• Written request
Repeat the material exactly from its first line to the line that includes "frame ---------- */". Skip pictures.
[START]
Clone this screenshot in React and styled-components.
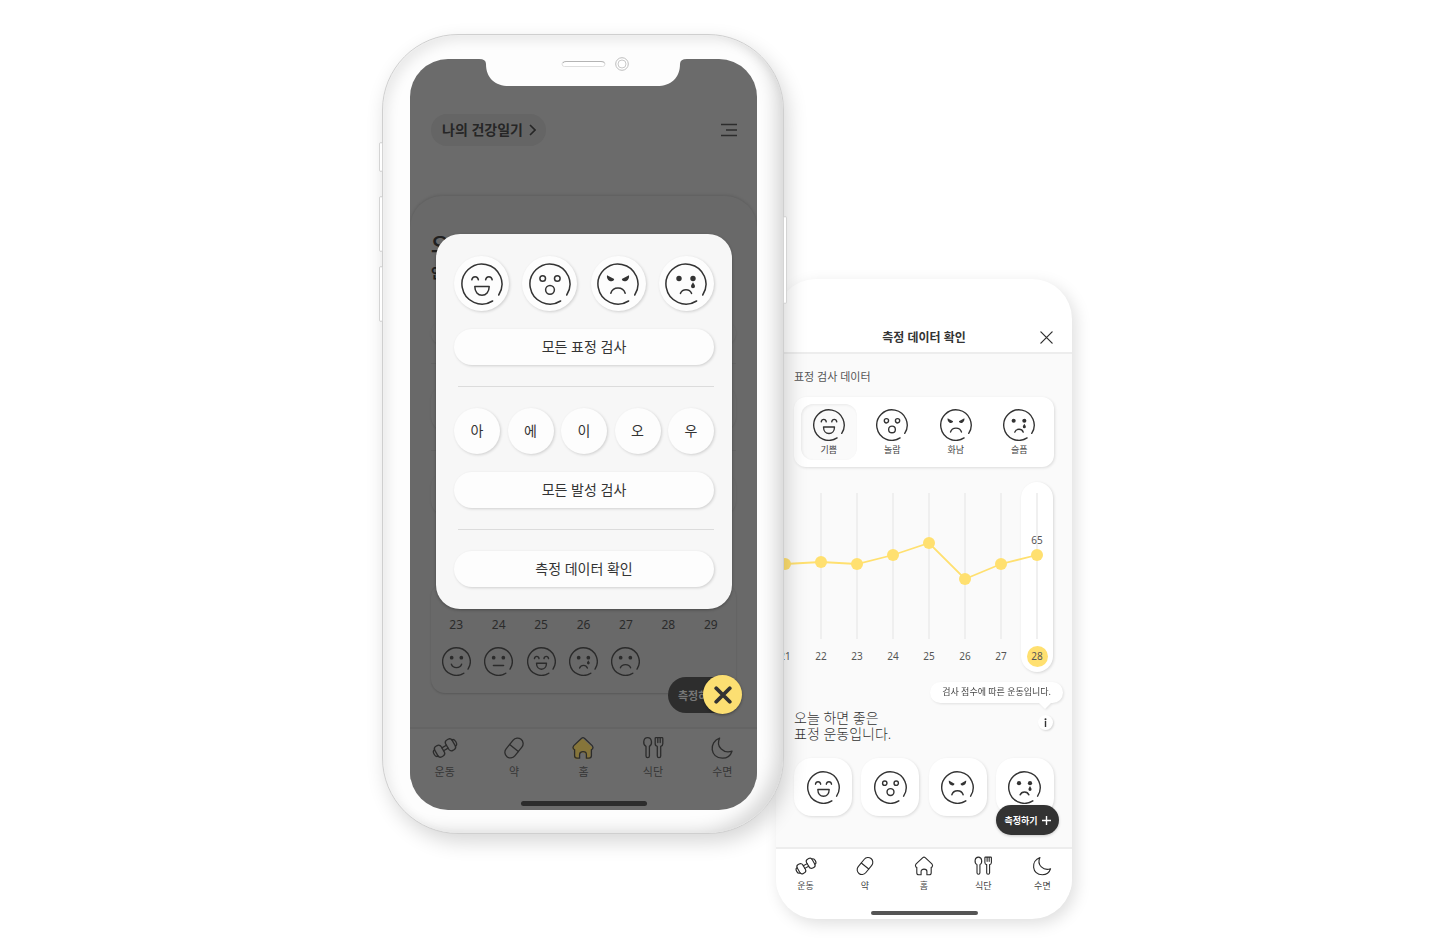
import React from "react";
import styled, { createGlobalStyle, css } from "styled-components";

const Global = createGlobalStyle`
  *, *::before, *::after { box-sizing: border-box; }
  body {
    margin: 0;
    background: #fff;
    color: #333;
    font-family: "Noto Sans", "Noto Sans CJK KR", sans-serif;
  }
  button { font-family: inherit; color: inherit; border: 0; padding: 0; cursor: pointer; }
  a { color: inherit; text-decoration: none; }
  h1, h2, p, ul, ol { margin: 0; padding: 0; list-style: none; }
  svg { display: block; flex: none; }
`;

const Stage = styled.main`
  display: flex;
  justify-content: center;
  align-items: flex-start;
  min-height: 100vh;
  padding: 34px 0 28px 4px;
  overflow: hidden;
`;

/* ---------- device frame ---------- */

const Device = styled.section`
  position: relative;
  z-index: 2;
  flex: 0 0 402px;
  padding: 25px 27px 24px 28px;
  border: 1px solid #cfcfcf;
  border-radius: 76px;
  background: #fdfdfd;
  box-shadow:
    inset -14px -8px 16px -6px rgba(0, 0, 0, 0.14),
    inset 5px 6px 12px rgba(0, 0, 0, 0.08),
    inset 0 0 0 1px #fff,
    4px 8px 20px rgba(0, 0, 0, 0.16);
`;

const SideKey = styled.span`
  position: absolute;
  top: ${(p) => p.$top}px;
  ${(p) => p.$side}: -4px;
  width: 4px;
  height: ${(p) => p.$length}px;
  border: 1px solid #d4d4d4;
  border-radius: 2px;
  background: #fff;
`;

const NotchArt = styled.svg`
  position: absolute;
  top: 0;
  left: 50%;
  margin-left: -105px;
  z-index: 3;
`;

const Screen = styled.div`
  position: relative;
  display: flex;
  flex-direction: column;
  min-height: 751px;
  margin: -1px;
  border-radius: 38px;
  background: #6b6b6b;
  overflow: hidden;
`;

const DiaryHeader = styled.header`
  display: flex;
  justify-content: space-between;
  align-items: center;
  padding: 55px 20px 0 21px;
`;

const DiaryButton = styled.button`
  display: flex;
  align-items: center;
  gap: 6px;
  height: 32px;
  padding: 0 10px 0 11px;
  border-radius: 16px;
  background: #656565;
  font-size: 14px;
  line-height: 20px;
  font-weight: 700;
  color: #262626;
`;

const PlainIconButton = styled.button`
  display: block;
  background: none;
`;

const Sheet = styled.div`
  flex: 1;
  display: flex;
  flex-direction: column;
  margin-top: 50px;
  padding: 36px 21px 34px;
  border-radius: 32px 32px 0 0;
  background: #696969;
  box-shadow: 0 -1px 3px rgba(0, 0, 0, 0.12);
`;

const SheetTitle = styled.h1`
  font-size: 20px;
  line-height: 27px;
  font-weight: 700;
  color: #202020;
`;

const SheetLead = styled.p`
  font-size: 14px;
  line-height: 27px;
  font-weight: 700;
  color: #202020;
`;

const Ghost = styled.div`
  height: ${(p) => p.$h}px;
  margin-top: ${(p) => p.$gap}px;
  border-radius: 16px;
  box-shadow: 0 1px 2px rgba(0, 0, 0, 0.1);
`;

const GhostRule = styled.hr`
  width: 100%;
  height: 1px;
  margin: 18px 0 0;
  border: 0;
  background: #636363;
`;

const WeekCard = styled.div`
  display: flex;
  flex-direction: column;
  justify-content: flex-end;
  gap: 14px;
  height: 110px;
  margin-top: auto;
  padding: 0 4px 17px;
  border-radius: 14px;
  background: #696969;
  box-shadow: 0 1px 2px rgba(0, 0, 0, 0.16);
`;

const WeekRow = styled.ol`
  display: grid;
  grid-template-columns: repeat(7, 1fr);
  justify-items: center;
  font-size: 12px;
  line-height: 16px;
  color: #2b2b2b;
`;

const tabSizes = {
  large: css`
    padding-top: 5px;
    font-size: 11px;
    line-height: 16px;
    gap: 2px;
  `,
  small: css`
    padding-top: 5px;
    font-size: 9px;
    line-height: 12px;
    gap: 2px;
  `,
};

const TabBar = styled.nav`
  display: grid;
  grid-template-columns: repeat(5, 1fr);
  border-top: 2px solid ${(p) => (p.$size === "large" ? "#646464" : "#ededed")};
  background: ${(p) => (p.$size === "large" ? "#6b6b6b" : "#fff")};
  color: ${(p) => (p.$size === "large" ? "#363636" : "#444")};
`;

const Tab = styled.a`
  display: flex;
  flex-direction: column;
  align-items: center;
  ${(p) => tabSizes[p.$size]}
`;

const HomeBar = styled.div`
  width: ${(p) => p.$w}px;
  height: ${(p) => p.$h}px;
  margin: ${(p) => p.$top}px auto ${(p) => p.$bottom}px;
  border-radius: 3px;
  background: ${(p) => p.$color};
`;

const MeasureGroup = styled.div`
  position: absolute;
  right: 15px;
  bottom: 96px;
  display: flex;
  align-items: center;
`;

const DimMeasure = styled.button`
  width: 55px;
  height: 36px;
  margin-right: -20px;
  padding-left: 10px;
  border-radius: 18px 0 0 18px;
  background: #2d2d2d;
  color: #777;
  font-size: 11px;
  font-weight: 700;
  text-align: left;
  white-space: nowrap;
  overflow: hidden;
`;

const CloseFab = styled.button`
  position: relative;
  display: grid;
  place-items: center;
  width: 39px;
  height: 39px;
  border-radius: 50%;
  background: #fcdf72;
  box-shadow: 0 1px 3px rgba(0, 0, 0, 0.4);
`;

/* ---------- test picker dialog ---------- */

const Dialog = styled.div`
  position: absolute;
  top: 175px;
  left: 26px;
  right: 25px;
  padding: 22px 18px;
  border-radius: 24px;
  background: #f7f7f7;
  box-shadow: 0 1px 3px rgba(0, 0, 0, 0.3);
`;

const DialogRow = styled.div`
  display: flex;
  justify-content: space-between;
  margin-bottom: 18px;
`;

const RoundButton = styled.button`
  display: grid;
  place-items: center;
  width: ${(p) => p.$d}px;
  height: ${(p) => p.$d}px;
  border-radius: 50%;
  background: #fdfdfd;
  box-shadow: 1px 1px 3px rgba(0, 0, 0, 0.16);
  font-size: 14px;
  line-height: 20px;
`;

const WideButton = styled.button`
  display: block;
  width: 100%;
  height: 36px;
  border-radius: 18px;
  background: #fdfdfd;
  box-shadow: 1px 1px 3px rgba(0, 0, 0, 0.16);
  font-size: 14px;
  line-height: 20px;
`;

const DialogRule = styled.hr`
  height: 1px;
  margin: 21px 0 21px 4px;
  border: 0;
  background: #dcdcdc;
`;

/* ---------- data card ---------- */

const Panel = styled.section`
  position: relative;
  display: flex;
  flex-direction: column;
  flex: 0 0 296px;
  min-height: 640px;
  margin: 245px 0 0 -8px;
  border-radius: 40px;
  background: #fff;
  box-shadow: 4px 5px 16px rgba(0, 0, 0, 0.13);
  overflow: hidden;
`;

const PanelHeader = styled.header`
  display: grid;
  grid-template-columns: 20px 1fr 20px;
  align-items: center;
  height: 75px;
  padding: 44px 16px 0;
  border-bottom: 2px solid #ededed;
`;

const PanelTitle = styled.h2`
  grid-column: 2;
  font-size: 12px;
  line-height: 16px;
  font-weight: 700;
  text-align: center;
`;

const CloseButton = styled(PlainIconButton)`
  justify-self: end;
  padding: 2px;
`;

const PanelBody = styled.div`
  flex: 1;
  padding: 15px 18px 0;
  background: #fafafa;
`;

const SectionLabel = styled.p`
  font-size: 11px;
  line-height: 16px;
  color: #555;
`;

const FacePicker = styled.div`
  display: grid;
  grid-template-columns: repeat(4, 1fr);
  margin-top: 12px;
  padding: 7px 3px;
  border-radius: 12px;
  background: #fff;
  box-shadow: 1px 1px 3px rgba(0, 0, 0, 0.12);
`;

const FaceOption = styled.button`
  justify-self: center;
  display: flex;
  flex-direction: column;
  align-items: center;
  gap: 2px;
  width: 56px;
  height: 56px;
  padding-top: 5px;
  border-radius: 12px;
  background: ${(p) => (p.$active ? "#fafafa" : "none")};
  box-shadow: ${(p) => (p.$active ? "inset 1px 1px 3px rgba(0,0,0,0.07)" : "none")};
  font-size: 9px;
  line-height: 13px;
  color: #444;

  svg { color: #333; }
`;

const Chart = styled.div`
  position: relative;
  display: flex;
  margin: 15px 0 0 -27px;
`;

const ChartDays = styled.ol`
  display: grid;
  grid-template-columns: repeat(8, 36px);
`;

const ChartDay = styled.li`
  display: flex;
  justify-content: center;
  align-items: flex-end;
  height: 190px;
  margin: 0 2px;
  padding-bottom: 5px;
  font-size: 10px;
  line-height: 21px;
  color: #555;
  border-radius: 16px;
  background: ${(p) => (p.$active ? "#fff" : "none")};
  box-shadow: ${(p) => (p.$active ? "1px 1px 3px rgba(0,0,0,0.14)" : "none")};
`;

const DayBadge = styled.span`
  width: 21px;
  border-radius: 50%;
  text-align: center;
  background: ${(p) => (p.$active ? "#ffe070" : "none")};
`;

const ChartArt = styled.svg`
  position: absolute;
  top: 0;
  left: 0;
`;

const Advice = styled.div`
  position: relative;
  display: flex;
  justify-content: space-between;
  padding: 38px 1px 0 0;
`;

const AdviceTitle = styled.h2`
  font-size: 14px;
  line-height: 16px;
  font-weight: 300;
  color: #333;
`;

const Tooltip = styled.p`
  position: absolute;
  top: 10px;
  right: -9px;
  height: 21px;
  padding: 0 12px;
  border-radius: 11px;
  background: #fff;
  font-size: 9px;
  line-height: 20px;
  white-space: nowrap;
  color: #444;
  filter: drop-shadow(1px 1px 1px rgba(0, 0, 0, 0.1));

  &::after {
    content: "";
    position: absolute;
    top: 20px;
    right: 11px;
    border: 7px solid transparent;
    border-top-color: #fff;
    border-bottom: 0;
  }
`;

const InfoButton = styled.button`
  display: grid;
  place-items: center;
  width: 15px;
  height: 15px;
  margin-top: 5px;
  border-radius: 50%;
  background: #fff;
  box-shadow: 1px 1px 2px rgba(0, 0, 0, 0.14);
`;

const TileRow = styled.div`
  display: flex;
  justify-content: space-between;
  margin-top: 16px;
`;

const Tile = styled.button`
  display: grid;
  place-items: center;
  width: 58px;
  height: 58px;
  border-radius: 18px;
  background: #fff;
  box-shadow: 1px 1px 3px rgba(0, 0, 0, 0.12);
`;

const MeasureButton = styled.button`
  position: absolute;
  right: 13px;
  bottom: 84px;
  display: flex;
  align-items: center;
  justify-content: center;
  gap: 4px;
  width: 63px;
  height: 30px;
  border-radius: 15px;
  background: #333;
  color: #fff;
  font-size: 9px;
  font-weight: 700;
  white-space: nowrap;
  box-shadow: 0 1px 3px rgba(0, 0, 0, 0.2);
`;

/* ---------- drawings ---------- */

const dotEyes = (
  <g fill="currentColor" stroke="none">
    <circle cx="-7" cy="-5.5" r="2.7" />
    <circle cx="7" cy="-5.5" r="2.7" />
  </g>
);

const faceParts = {
  joy: (
    <>
      <path d="M-10.2-4.2C-9.6-8.4-4.2-8.4-3.6-4.2M3.6-4.2C4.2-8.4 9.6-8.4 10.2-4.2" />
      <path d="M-7.2 2.6H7.2C7.2 8 4 11.2 0 11.2S-7.2 8-7.2 2.6Z" />
    </>
  ),
  surprise: (
    <>
      <circle cx="-7.3" cy="-5.5" r="2.8" />
      <circle cx="7.3" cy="-5.5" r="2.8" />
      <circle cx="0" cy="5.8" r="4.4" />
    </>
  ),
  anger: (
    <>
      <path
        fill="currentColor"
        stroke="none"
        d="M-11-8.8L-3.8-4.9C-4.2-2.6-6.4-2.2-8.4-3.1C-10.6-4.1-11.4-6.5-11-8.8ZM11-8.8L3.8-4.9C4.2-2.6 6.4-2.2 8.4-3.1C10.6-4.1 11.4-6.5 11-8.8Z"
      />
      <path d="M-7.2 9.2C-5 2.4 5 2.4 7.2 9.2" />
    </>
  ),
  sorrow: (
    <>
      {dotEyes}
      <path fill="currentColor" stroke="none" d="M7-1.8C7.6-.2 9 .8 9 2.3A2 2 0 0 1 5 2.3C5 .8 6.4-.2 7-1.8Z" />
      <path d="M-5.6 9.4C-3.6 4.4 3.6 4.4 5.6 9.4" />
    </>
  ),
  smile: (
    <>
      {dotEyes}
      <path d="M-7.4 4C-5 10.4 5 10.4 7.4 4" />
    </>
  ),
  calm: (
    <>
      {dotEyes}
      <path d="M-7.4 5.8H7.4" />
    </>
  ),
  sad: (
    <>
      {dotEyes}
      <path d="M-7.4 9.2C-5 3 5 3 7.4 9.2" />
    </>
  ),
};

function Face({ kind, size, line = 1.4 }) {
  return (
    <svg
      width={size}
      height={size}
      viewBox="-21 -21 42 42"
      fill="none"
      stroke="currentColor"
      strokeWidth={line}
      strokeLinecap="round"
      strokeLinejoin="round"
      aria-hidden="true"
    >
      <path d="M16.7 11A20 20 0 1 0 10.6 17" />
      {faceParts[kind]}
    </svg>
  );
}

const tabArt = {
  dumbbell: (
    <g transform="rotate(-30)">
      <rect x="-10" y="-6" width="7.4" height="12" rx="3" />
      <rect x="2.6" y="-6" width="7.4" height="12" rx="3" />
      <path d="M-2.6-1.7H2.6M-2.6 1.7H2.6M-10-3.6C-13.4-3.6-13.4 3.6-10 3.6M10-3.6C13.4-3.6 13.4 3.6 10 3.6" />
    </g>
  ),
  pill: (
    <g transform="rotate(-51)">
      <rect x="-11.2" y="-5.6" width="22.4" height="11.2" rx="5.6" />
      <path d="M0-5.6V5.6" />
    </g>
  ),
  home: (
    <path d="M-1.4-9.8Q0-10.8 1.4-9.8L9.2-2.4Q10.6-.8 9.6.8Q9.200 1.600 8.4 1.600V7.8Q8.4 10.2 6 10.2H3.4V6.400C3.4 2.800-3.4 2.800-3.4 6.400V10.2H-6Q-8.4 10.2-8.4 7.8V1.600Q-9.200 1.600-9.6.8Q-10.6-.8-9.2-2.4Z" />
  ),
  meal: (
    <>
      <path d="M-5.4-10.4C-10-10.4-10.4-3.4-7-1.600V8A1.700 1.700 0 0 0-3.600 8V-1.600C-.4-3.4-.8-10.4-5.4-10.4Z" />
      <path d="M2.200-9.6V-4.2Q2.200-2 4.300-1.600V8A1.700 1.700 0 0 0 7.700 8V-1.600Q9.8-2 9.8-4.2V-9.6Q9.8-10.4 9-10.4H3Q2.200-10.4 2.200-9.6ZM4.800-10.2V-5.4M7.200-10.2V-5.4" />
    </>
  ),
  moon: <path d="M-2.4-9.8C-13.4-6-12 10.2 .4 10.2C5 10.2 8.600 7.600 10 3.2C2 6-6.6-1-2.4-9.8Z" />,
};

function TabIcon({ kind, size, filled }) {
  return (
    <svg
      width={size}
      height={size}
      viewBox="-14 -14 28 28"
      fill="none"
      stroke="#2c2c2c"
      strokeWidth="1.3"
      strokeLinecap="round"
      strokeLinejoin="round"
      aria-hidden="true"
    >
      {filled && (
        <g transform="translate(-0.8 1)" fill="#86753a" stroke="none">
          {tabArt[kind]}
        </g>
      )}
      {tabArt[kind]}
    </svg>
  );
}

function Cross({ size, width, color }) {
  return (
    <svg width={size} height={size} viewBox="0 0 16 16" stroke={color} strokeWidth={width} strokeLinecap="round" aria-hidden="true">
      <path d="M2 2L14 14M14 2L2 14" />
    </svg>
  );
}

function Notch() {
  return (
    <NotchArt width="210" height="54" viewBox="0 0 210 54" aria-hidden="true">
      <path d="M1 22V24Q8 24 8 29C8 43 17 51 31 51H179C193 51 202 43 202 29Q202 24 209 24V22Z" fill="#fdfdfd" />
      <rect x="84" y="26.500" width="43" height="5" rx="2.500" fill="#fff" stroke="#dedede" />
      <path d="M85 28Q86 26.500 88 26.500H123Q125.500 26.500 126.500 28" fill="none" stroke="#b4b4b4" />
      <circle cx="144" cy="29" r="6.300" fill="#fff" stroke="#bdbdbd" />
      <circle cx="144" cy="29" r="4" fill="#fff" stroke="#c9c9c9" />
    </NotchArt>
  );
}

/* ---------- content ---------- */

const tabs = [
  { kind: "dumbbell", label: "운동" },
  { kind: "pill", label: "약" },
  { kind: "home", label: "홈" },
  { kind: "meal", label: "식단" },
  { kind: "moon", label: "수면" },
];

const faces = [
  { kind: "joy", label: "기쁨" },
  { kind: "surprise", label: "놀람" },
  { kind: "anger", label: "화남" },
  { kind: "sorrow", label: "슬픔" },
];

const week = [23, 24, 25, 26, 27, 28, 29];
const weekFaces = ["smile", "calm", "joy", "sorrow", "sad"];
const vowels = ["아", "에", "이", "오", "우"];

const scores = [
  { day: 21, y: 82 },
  { day: 22, y: 80 },
  { day: 23, y: 82 },
  { day: 24, y: 73 },
  { day: 25, y: 61 },
  { day: 26, y: 97 },
  { day: 27, y: 82 },
  { day: 28, y: 73 },
];

const xOf = (i) => i * 36 + 18;

function Tabs({ size, active }) {
  return (
    <TabBar $size={size}>
      {tabs.map((t) => (
        <Tab key={t.kind} href={`#${t.kind}`} $size={size}>
          <TabIcon kind={t.kind} size={size === "large" ? 28 : 24} filled={t.kind === active} />
          {t.label}
        </Tab>
      ))}
    </TabBar>
  );
}

function ScoreChart() {
  const last = scores.length - 1;
  return (
    <Chart>
      <ChartDays>
        {scores.map((s, i) => (
          <ChartDay key={s.day} $active={i === last}>
            <DayBadge $active={i === last}>{s.day}</DayBadge>
          </ChartDay>
        ))}
      </ChartDays>
      <ChartArt width="288" height="160" viewBox="0 0 288 160" role="img" aria-label="표정 검사 점수">
        {scores.slice(1).map((s, i) => (
          <path key={s.day} d={`M${xOf(i + 1)} 11V157`} stroke="#ebebeb" strokeWidth="1.500" />
        ))}
        <polyline
          points={scores.map((s, i) => `${xOf(i)},${s.y}`).join(" ")}
          fill="none"
          stroke="#ffe070"
          strokeWidth="1.800"
        />
        {scores.map((s, i) => (
          <circle key={s.day} cx={xOf(i)} cy={s.y} r="6" fill="#ffe070" />
        ))}
        <text x={xOf(last)} y="62" textAnchor="middle" fontSize="10" fill="#555">
          65
        </text>
      </ChartArt>
    </Chart>
  );
}

function TestDialog() {
  return (
    <Dialog role="dialog" aria-label="검사 선택">
      <DialogRow>
        {faces.map((f) => (
          <RoundButton key={f.kind} $d={55} aria-label={f.label}>
            <Face kind={f.kind} size={42} line={1.5} />
          </RoundButton>
        ))}
      </DialogRow>
      <WideButton>모든 표정 검사</WideButton>
      <DialogRule />
      <DialogRow>
        {vowels.map((v) => (
          <RoundButton key={v} $d={46}>
            {v}
          </RoundButton>
        ))}
      </DialogRow>
      <WideButton>모든 발성 검사</WideButton>
      <DialogRule />
      <WideButton>측정 데이터 확인</WideButton>
    </Dialog>
  );
}

function DiaryPhone() {
  return (
    <Device>
      <SideKey $side="left" $top={107} $length={30} />
      <SideKey $side="left" $top={161} $length={56} />
      <SideKey $side="left" $top={231} $length={56} />
      <SideKey $side="right" $top={181} $length={88} />
      <Notch />
      <Screen>
        <DiaryHeader>
          <DiaryButton>
            나의 건강일기
            <svg width="7" height="12" viewBox="0 0 7 12" fill="none" stroke="#262626" strokeWidth="1.600" aria-hidden="true">
              <path d="M1 1L6 6L1 11" />
            </svg>
          </DiaryButton>
          <PlainIconButton aria-label="메뉴">
            <svg width="16" height="14" viewBox="0 0 16 14" stroke="#2c2c2c" strokeWidth="1.500" aria-hidden="true">
              <path d="M0 1.500H16M5 7H16M0 12.500H16" />
            </svg>
          </PlainIconButton>
        </DiaryHeader>
        <Sheet>
          <SheetTitle>오</SheetTitle>
          <SheetLead>안</SheetLead>
          <Ghost $h={24} $gap={35} />
          <GhostRule />
          <Ghost $h={48} $gap={20} />
          <GhostRule />
          <Ghost $h={45} $gap={20} />
          <WeekCard>
            <WeekRow>
              {week.map((d) => (
                <li key={d}>{d}</li>
              ))}
            </WeekRow>
            <WeekRow>
              {weekFaces.map((kind) => (
                <li key={kind}>
                  <Face kind={kind} size={29} line={2} />
                </li>
              ))}
            </WeekRow>
          </WeekCard>
        </Sheet>
        <Tabs size="large" active="home" />
        <HomeBar $w={126} $h={5} $top={21} $bottom={4} $color="#2c2c2c" />
        <TestDialog />
        <MeasureGroup>
          <DimMeasure>측정하기</DimMeasure>
          <CloseFab aria-label="닫기">
            <Cross size={18} width={3.4} color="#333" />
          </CloseFab>
        </MeasureGroup>
      </Screen>
    </Device>
  );
}

function DataPanel() {
  return (
    <Panel>
      <PanelHeader>
        <PanelTitle>측정 데이터 확인</PanelTitle>
        <CloseButton aria-label="닫기">
          <Cross size={15} width={1.4} color="#333" />
        </CloseButton>
      </PanelHeader>
      <PanelBody>
        <SectionLabel>표정 검사 데이터</SectionLabel>
        <FacePicker>
          {faces.map((f, i) => (
            <FaceOption key={f.kind} $active={i === 0} aria-pressed={i === 0}>
              <Face kind={f.kind} size={32} line={1.8} />
              {f.label}
            </FaceOption>
          ))}
        </FacePicker>
        <ScoreChart />
        <Advice>
          <AdviceTitle>
            오늘 하면 좋은
            <br />
            표정 운동입니다.
          </AdviceTitle>
          <Tooltip>검사 점수에 따른 운동입니다.</Tooltip>
          <InfoButton aria-label="도움말">
            <svg width="3" height="9" viewBox="0 0 3 9" fill="#333" aria-hidden="true">
              <circle cx="1.500" cy="1.200" r="1" />
              <rect x=".8" y="3" width="1.400" height="6" />
            </svg>
          </InfoButton>
        </Advice>
        <TileRow>
          {faces.map((f) => (
            <Tile key={f.kind} aria-label={f.label}>
              <Face kind={f.kind} size={33} line={1.8} />
            </Tile>
          ))}
        </TileRow>
      </PanelBody>
      <Tabs size="small" />
      <HomeBar $w={107} $h={4} $top={19} $bottom={4} $color="#555" />
      <MeasureButton>
        측정하기
        <svg width="9" height="9" viewBox="0 0 9 9" stroke="#fff" strokeWidth="1.400" aria-hidden="true">
          <path d="M4.500 0V9M0 4.500H9" />
        </svg>
      </MeasureButton>
    </Panel>
  );
}

export default function App() {
  return (
    <>
      <Global />
      <Stage>
        <DiaryPhone />
        <DataPanel />
      </Stage>
    </>
  );
}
[END]
• Answer below
Clone this screenshot in React and styled-components.
import React from "react";
import styled, { createGlobalStyle, css } from "styled-components";

const Global = createGlobalStyle`
  *, *::before, *::after { box-sizing: border-box; }
  body {
    margin: 0;
    background: #fff;
    color: #333;
    font-family: "Noto Sans", "Noto Sans CJK KR", sans-serif;
  }
  button { font-family: inherit; color: inherit; border: 0; padding: 0; cursor: pointer; }
  a { color: inherit; text-decoration: none; }
  h1, h2, p, ul, ol { margin: 0; padding: 0; list-style: none; }
  svg { display: block; flex: none; }
`;

const Stage = styled.main`
  display: flex;
  justify-content: center;
  align-items: flex-start;
  min-height: 100vh;
  padding: 34px 0 28px 4px;
  overflow: hidden;
`;

/* ---------- device frame ---------- */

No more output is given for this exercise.